聽著三叔的.訴說,我感到真是悽苦和心生憐憫啊!我默默地吸菸,他停了一會,又嘆息說:放羊、家裡吃苦都認了,就是感到一個人吆一群羊,山上沒一點聲音,很心急,很想和娃娃是誰說個話,或者出去到啥地方轉一轉,都辦不到,生活很寂寞!我說你現在有錢了,不會買個手機嗎?五六百元就能買個較實惠的,或者心急了到外面好地方轉一轉,開開眼界嘛?他說現在出不去,走了羊沒人放,我三媽一個家裡忙不過來,想買個手機怕娃娃嫌花費大,不讓買……我說,歸根到底,你還是放不下那群羊嘛!我進一步做工作,叫他把手機買上,把自己不要太虧苦了,再說放羊時有個啥事情也好聯絡嘛!他表示理解。
春節回來,我總感到三叔有許多心事,也感到他太忙碌、太奔波了!放了幾十年羊,風吹日曬,雨雪飢寒,把人確實給熬苦了。
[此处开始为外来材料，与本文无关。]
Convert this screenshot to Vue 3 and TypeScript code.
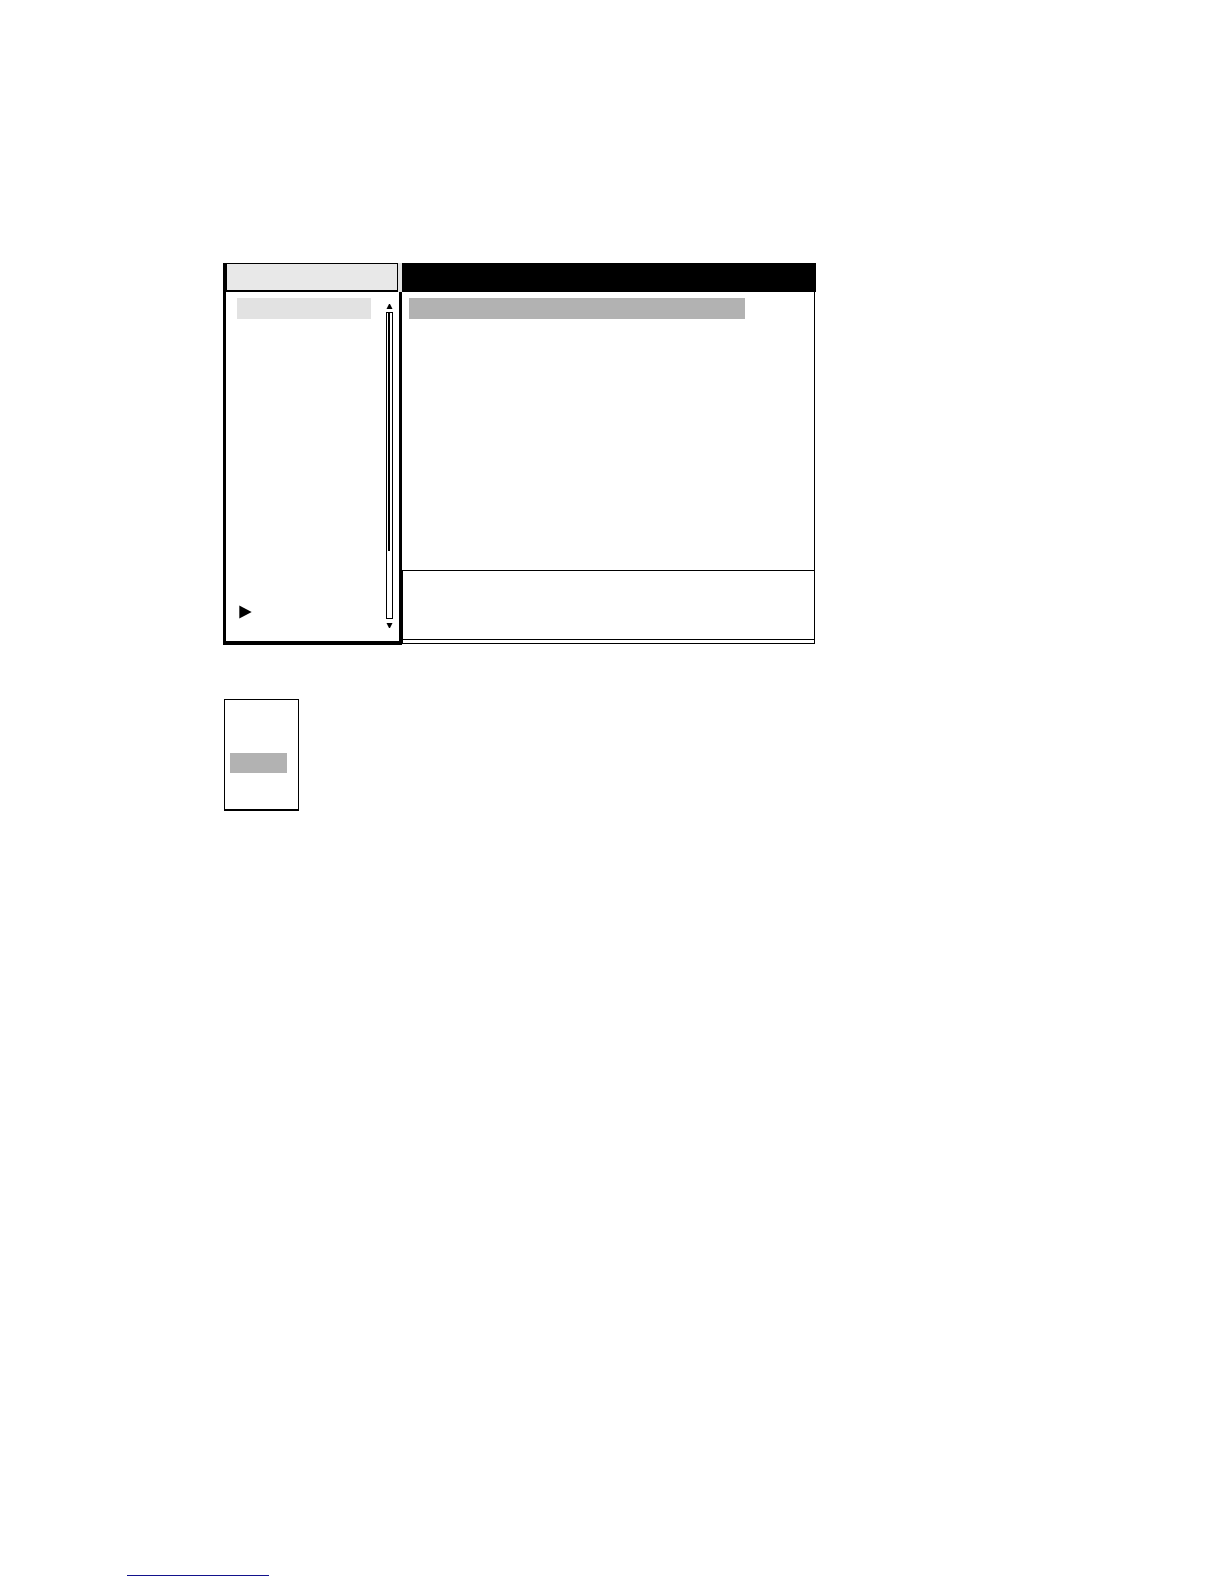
<script setup lang="ts">
import { ref } from 'vue'

const scrolled = ref(238)
const trackLength = 307
</script>

<template>
  <main class="page">
    <section class="window">
      <aside class="sidebar">
        <header class="sidebar-head">
          <div class="sidebar-title"></div>
        </header>
        <div class="sidebar-body">
          <div class="items">
            <div class="item-selected"></div>
            <svg class="marker" width="13" height="14" viewBox="0 0 13 14" aria-hidden="true">
              <path d="M0.3 0.5 L12.7 7 L0.3 13.5 Z" />
            </svg>
          </div>
          <div class="scroll">
            <svg width="7" height="5" viewBox="0 0 7 5" aria-hidden="true">
              <path d="M3 0 L4 0 L6.5 5 L0.5 5 Z" />
            </svg>
            <div class="track" :style="{ height: trackLength + 'px' }">
              <div class="thumb" :style="{ height: scrolled + 'px' }"></div>
            </div>
            <svg width="7" height="5" viewBox="0 0 7 5" aria-hidden="true">
              <path d="M0.5 0 L6.5 0 L4 5 L3 5 Z" />
            </svg>
          </div>
        </div>
      </aside>

      <section class="content">
        <header class="content-head"></header>
        <div class="content-body">
          <div class="row-selected"></div>
        </div>
        <footer class="status">
          <div class="status-text"></div>
        </footer>
      </section>
    </section>

    <section class="popup">
      <div class="option-selected"></div>
    </section>

    <a class="link" href="#"></a>
  </main>
</template>

<style>
body {
  margin: 0;
  background: #fff;
}
</style>

<style scoped>
.page,
.page * {
  box-sizing: border-box;
}
.page {
  display: flex;
  flex-direction: column;
  min-height: 100vh;
  padding: 263px 408px 8px 127px;
  font-family: "Liberation Sans", Arial, sans-serif;
}
.window {
  display: flex;
  height: 382px;
  margin-left: 96px;
}
.sidebar {
  display: flex;
  flex-direction: column;
  flex: 0 0 179px;
}
.sidebar-head {
  height: 29px;
  padding-right: 4px;
  background: #e2e2e2;
}
.sidebar-title {
  height: 100%;
  border: solid #000;
  border-width: 1px 1px 2px 4px;
  background: #e8e8e8;
}
.sidebar-body {
  display: flex;
  justify-content: space-between;
  flex: 1;
  padding: 6px 6px 13px 11px;
  border: solid #000;
  border-width: 0 3px 4px;
}
.items {
  display: flex;
  flex-direction: column;
  justify-content: space-between;
  padding-bottom: 9px;
}
.item-selected {
  width: 134px;
  height: 21px;
  background: #e2e2e2;
}
.marker {
  display: block;
  margin-left: 2px;
}
.scroll {
  display: flex;
  flex-direction: column;
  padding-top: 6px;
}
.scroll svg {
  display: block;
}
.track {
  display: flex;
  justify-content: center;
  width: 7px;
  margin: 3px 0 4px;
  border: 1px solid #000;
}
.thumb {
  width: 2px;
  margin-right: 1px;
  background: #000;
}
.content {
  display: flex;
  flex-direction: column;
  flex: 1;
  padding-bottom: 1px;
}
.content-head {
  height: 29px;
  background: #000;
}
.content-body {
  flex: 1;
  margin-right: 1px;
  padding: 6px 69px 0 7px;
  border-right: 1px solid #000;
}
.row-selected {
  height: 21px;
  background: #b2b2b2;
}
.status {
  height: 74px;
  margin-right: 1px;
  border: 1px solid #000;
}
.status-text {
  height: 69px;
  border-bottom: 1px solid #000;
}
.popup {
  width: 75px;
  height: 112px;
  margin: 54px 0 0 97px;
  padding: 53px 11px 0 5px;
  border: 1px solid #000;
  border-bottom-width: 2px;
}
.option-selected {
  height: 20px;
  background: #b2b2b2;
}
.link {
  width: 142px;
  height: 16px;
  margin-top: auto;
  border-bottom: 1px solid #12128c;
}
</style>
現在老了,確實應該休息一下了,可是生活的重擔還壓在他們的肩上,他向我透露的心跡是真誠的、無奈的,也是人生最基本的東西。
三叔是個細緻節儉的人,也是個心慈面善的人,有祖上之遺風。他對兒媳們很好,一視同仁,不像有些老人,偏三向四。有了收入,生活好過一些後,兒媳們應該多孝順老人一些;多體諒他們一些,老人們也應該有所享受,最起碼,也要能保證他們在力所能及的勞動之餘,還能有一份健康、愉快的心境。我們做兒女的都需要努力啊!